Every entry should be repeated exactly. Omit the pictures.

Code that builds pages
-------------------------

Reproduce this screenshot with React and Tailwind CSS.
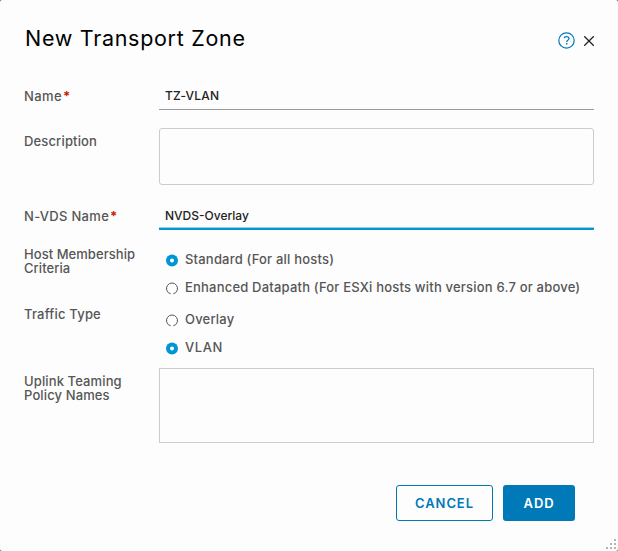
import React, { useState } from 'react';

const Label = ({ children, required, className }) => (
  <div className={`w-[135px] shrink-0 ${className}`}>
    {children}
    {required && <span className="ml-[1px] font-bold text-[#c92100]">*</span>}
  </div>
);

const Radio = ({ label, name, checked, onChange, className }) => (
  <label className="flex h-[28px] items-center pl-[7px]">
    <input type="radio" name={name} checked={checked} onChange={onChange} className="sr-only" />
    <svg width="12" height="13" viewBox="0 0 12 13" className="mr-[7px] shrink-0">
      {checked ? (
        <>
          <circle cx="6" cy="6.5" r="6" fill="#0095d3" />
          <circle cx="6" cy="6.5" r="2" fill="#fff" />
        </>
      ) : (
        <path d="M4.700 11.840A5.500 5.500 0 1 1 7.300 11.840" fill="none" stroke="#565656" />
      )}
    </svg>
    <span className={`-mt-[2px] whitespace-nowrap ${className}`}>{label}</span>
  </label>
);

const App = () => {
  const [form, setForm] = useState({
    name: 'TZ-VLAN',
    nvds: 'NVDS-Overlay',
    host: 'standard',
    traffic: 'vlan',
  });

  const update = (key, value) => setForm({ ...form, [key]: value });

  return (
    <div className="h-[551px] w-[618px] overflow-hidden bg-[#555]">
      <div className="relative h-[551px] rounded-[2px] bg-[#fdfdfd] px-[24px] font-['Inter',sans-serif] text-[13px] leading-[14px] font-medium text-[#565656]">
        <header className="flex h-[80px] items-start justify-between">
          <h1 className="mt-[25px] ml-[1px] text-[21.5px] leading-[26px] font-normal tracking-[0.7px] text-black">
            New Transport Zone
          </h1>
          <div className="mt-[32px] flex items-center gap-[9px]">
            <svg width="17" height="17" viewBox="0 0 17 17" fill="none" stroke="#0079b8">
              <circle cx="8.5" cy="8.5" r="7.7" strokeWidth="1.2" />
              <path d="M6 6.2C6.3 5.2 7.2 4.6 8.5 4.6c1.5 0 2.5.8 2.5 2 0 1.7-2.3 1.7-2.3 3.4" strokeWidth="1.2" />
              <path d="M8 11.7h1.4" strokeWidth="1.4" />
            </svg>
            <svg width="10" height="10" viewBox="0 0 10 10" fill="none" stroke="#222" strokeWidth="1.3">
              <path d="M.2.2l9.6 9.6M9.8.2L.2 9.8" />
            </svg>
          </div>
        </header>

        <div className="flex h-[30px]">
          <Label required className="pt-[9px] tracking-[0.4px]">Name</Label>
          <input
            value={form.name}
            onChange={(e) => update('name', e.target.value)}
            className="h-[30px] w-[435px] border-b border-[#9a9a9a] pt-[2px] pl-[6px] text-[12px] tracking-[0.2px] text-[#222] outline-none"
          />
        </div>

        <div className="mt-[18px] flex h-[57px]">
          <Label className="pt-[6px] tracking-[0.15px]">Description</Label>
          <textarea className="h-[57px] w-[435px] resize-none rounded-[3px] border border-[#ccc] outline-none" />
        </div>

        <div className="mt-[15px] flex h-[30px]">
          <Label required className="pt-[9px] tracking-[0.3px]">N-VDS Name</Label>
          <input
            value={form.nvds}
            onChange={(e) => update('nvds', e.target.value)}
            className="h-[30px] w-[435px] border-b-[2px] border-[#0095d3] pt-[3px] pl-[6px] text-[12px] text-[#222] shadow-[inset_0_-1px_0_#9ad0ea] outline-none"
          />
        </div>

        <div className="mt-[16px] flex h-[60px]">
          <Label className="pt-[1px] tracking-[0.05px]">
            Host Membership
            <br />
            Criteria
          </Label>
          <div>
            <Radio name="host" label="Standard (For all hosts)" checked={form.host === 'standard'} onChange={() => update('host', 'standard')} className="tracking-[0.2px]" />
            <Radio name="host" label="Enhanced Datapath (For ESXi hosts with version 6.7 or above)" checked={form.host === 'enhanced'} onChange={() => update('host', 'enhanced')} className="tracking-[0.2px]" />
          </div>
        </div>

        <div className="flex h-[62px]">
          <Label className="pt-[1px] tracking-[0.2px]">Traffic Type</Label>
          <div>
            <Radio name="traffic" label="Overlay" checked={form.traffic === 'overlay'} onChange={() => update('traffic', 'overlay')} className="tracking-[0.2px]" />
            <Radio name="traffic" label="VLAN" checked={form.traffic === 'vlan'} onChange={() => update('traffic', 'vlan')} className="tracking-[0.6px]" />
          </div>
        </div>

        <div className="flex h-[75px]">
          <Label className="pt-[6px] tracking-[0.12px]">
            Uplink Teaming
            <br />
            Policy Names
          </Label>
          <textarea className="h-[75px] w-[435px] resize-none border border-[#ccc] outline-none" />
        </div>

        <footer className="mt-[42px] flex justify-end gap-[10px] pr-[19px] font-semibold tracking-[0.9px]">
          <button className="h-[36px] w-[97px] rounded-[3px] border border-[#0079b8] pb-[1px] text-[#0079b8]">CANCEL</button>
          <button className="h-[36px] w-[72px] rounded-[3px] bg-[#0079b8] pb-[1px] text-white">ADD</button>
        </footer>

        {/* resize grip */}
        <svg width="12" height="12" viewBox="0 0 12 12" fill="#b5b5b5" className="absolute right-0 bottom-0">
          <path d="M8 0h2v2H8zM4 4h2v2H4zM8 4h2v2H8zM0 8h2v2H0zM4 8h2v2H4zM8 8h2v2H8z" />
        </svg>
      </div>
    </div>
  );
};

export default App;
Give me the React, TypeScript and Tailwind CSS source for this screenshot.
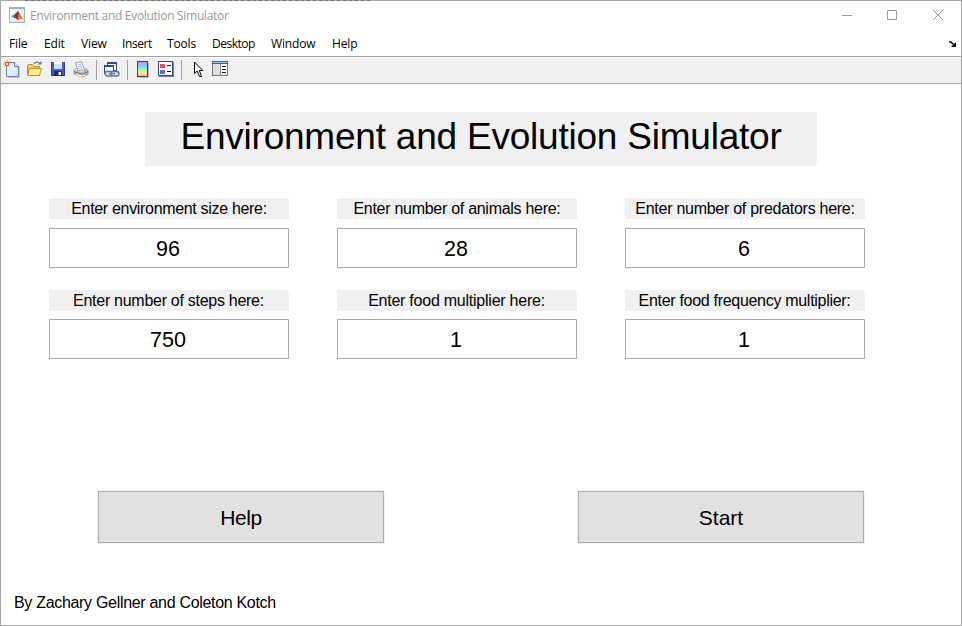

-------------------------

Response to this exercise:
Reproduce this screenshot with React and Tailwind CSS.
import React, { useState } from 'react';

const Label = ({ children, required, className }) => (
  <div className={`w-[135px] shrink-0 ${className}`}>
    {children}
    {required && <span className="ml-[1px] font-bold text-[#c92100]">*</span>}
  </div>
);

const Radio = ({ label, name, checked, onChange, className }) => (
  <label className="flex h-[28px] items-center pl-[7px]">
    <input type="radio" name={name} checked={checked} onChange={onChange} className="sr-only" />
    <svg width="12" height="13" viewBox="0 0 12 13" className="mr-[7px] shrink-0">
      {checked ? (
        <>
          <circle cx="6" cy="6.5" r="6" fill="#0095d3" />
          <circle cx="6" cy="6.5" r="2" fill="#fff" />
        </>
      ) : (
        <path d="M4.700 11.840A5.500 5.500 0 1 1 7.300 11.840" fill="none" stroke="#565656" />
      )}
    </svg>
    <span className={`-mt-[2px] whitespace-nowrap ${className}`}>{label}</span>
  </label>
);

const App = () => {
  const [form, setForm] = useState({
    name: 'TZ-VLAN',
    nvds: 'NVDS-Overlay',
    host: 'standard',
    traffic: 'vlan',
  });

  const update = (key, value) => setForm({ ...form, [key]: value });

  return (
    <div className="h-[551px] w-[618px] overflow-hidden bg-[#555]">
      <div className="relative h-[551px] rounded-[2px] bg-[#fdfdfd] px-[24px] font-['Inter',sans-serif] text-[13px] leading-[14px] font-medium text-[#565656]">
        <header className="flex h-[80px] items-start justify-between">
          <h1 className="mt-[25px] ml-[1px] text-[21.5px] leading-[26px] font-normal tracking-[0.7px] text-black">
            New Transport Zone
          </h1>
          <div className="mt-[32px] flex items-center gap-[9px]">
            <svg width="17" height="17" viewBox="0 0 17 17" fill="none" stroke="#0079b8">
              <circle cx="8.5" cy="8.5" r="7.7" strokeWidth="1.2" />
              <path d="M6 6.2C6.3 5.2 7.2 4.6 8.5 4.6c1.5 0 2.5.8 2.5 2 0 1.7-2.3 1.7-2.3 3.4" strokeWidth="1.2" />
              <path d="M8 11.7h1.4" strokeWidth="1.4" />
            </svg>
            <svg width="10" height="10" viewBox="0 0 10 10" fill="none" stroke="#222" strokeWidth="1.3">
              <path d="M.2.2l9.6 9.6M9.8.2L.2 9.8" />
            </svg>
          </div>
        </header>

        <div className="flex h-[30px]">
          <Label required className="pt-[9px] tracking-[0.4px]">Name</Label>
          <input
            value={form.name}
            onChange={(e) => update('name', e.target.value)}
            className="h-[30px] w-[435px] border-b border-[#9a9a9a] pt-[2px] pl-[6px] text-[12px] tracking-[0.2px] text-[#222] outline-none"
          />
        </div>

        <div className="mt-[18px] flex h-[57px]">
          <Label className="pt-[6px] tracking-[0.15px]">Description</Label>
          <textarea className="h-[57px] w-[435px] resize-none rounded-[3px] border border-[#ccc] outline-none" />
        </div>

        <div className="mt-[15px] flex h-[30px]">
          <Label required className="pt-[9px] tracking-[0.3px]">N-VDS Name</Label>
          <input
            value={form.nvds}
            onChange={(e) => update('nvds', e.target.value)}
            className="h-[30px] w-[435px] border-b-[2px] border-[#0095d3] pt-[3px] pl-[6px] text-[12px] text-[#222] shadow-[inset_0_-1px_0_#9ad0ea] outline-none"
          />
        </div>

        <div className="mt-[16px] flex h-[60px]">
          <Label className="pt-[1px] tracking-[0.05px]">
            Host Membership
            <br />
            Criteria
          </Label>
          <div>
            <Radio name="host" label="Standard (For all hosts)" checked={form.host === 'standard'} onChange={() => update('host', 'standard')} className="tracking-[0.2px]" />
            <Radio name="host" label="Enhanced Datapath (For ESXi hosts with version 6.7 or above)" checked={form.host === 'enhanced'} onChange={() => update('host', 'enhanced')} className="tracking-[0.2px]" />
          </div>
        </div>

        <div className="flex h-[62px]">
          <Label className="pt-[1px] tracking-[0.2px]">Traffic Type</Label>
          <div>
            <Radio name="traffic" label="Overlay" checked={form.traffic === 'overlay'} onChange={() => update('traffic', 'overlay')} className="tracking-[0.2px]" />
            <Radio name="traffic" label="VLAN" checked={form.traffic === 'vlan'} onChange={() => update('traffic', 'vlan')} className="tracking-[0.6px]" />
          </div>
        </div>

        <div className="flex h-[75px]">
          <Label className="pt-[6px] tracking-[0.12px]">
            Uplink Teaming
            <br />
            Policy Names
          </Label>
          <textarea className="h-[75px] w-[435px] resize-none border border-[#ccc] outline-none" />
        </div>

        <footer className="mt-[42px] flex justify-end gap-[10px] pr-[19px] font-semibold tracking-[0.9px]">
          <button className="h-[36px] w-[97px] rounded-[3px] border border-[#0079b8] pb-[1px] text-[#0079b8]">CANCEL</button>
          <button className="h-[36px] w-[72px] rounded-[3px] bg-[#0079b8] pb-[1px] text-white">ADD</button>
        </footer>

        {/* resize grip */}
        <svg width="12" height="12" viewBox="0 0 12 12" fill="#b5b5b5" className="absolute right-0 bottom-0">
          <path d="M8 0h2v2H8zM4 4h2v2H4zM8 4h2v2H8zM0 8h2v2H0zM4 8h2v2H4zM8 8h2v2H8z" />
        </svg>
      </div>
    </div>
  );
};

export default App;
Give me the React, TypeScript and Tailwind CSS source for this screenshot.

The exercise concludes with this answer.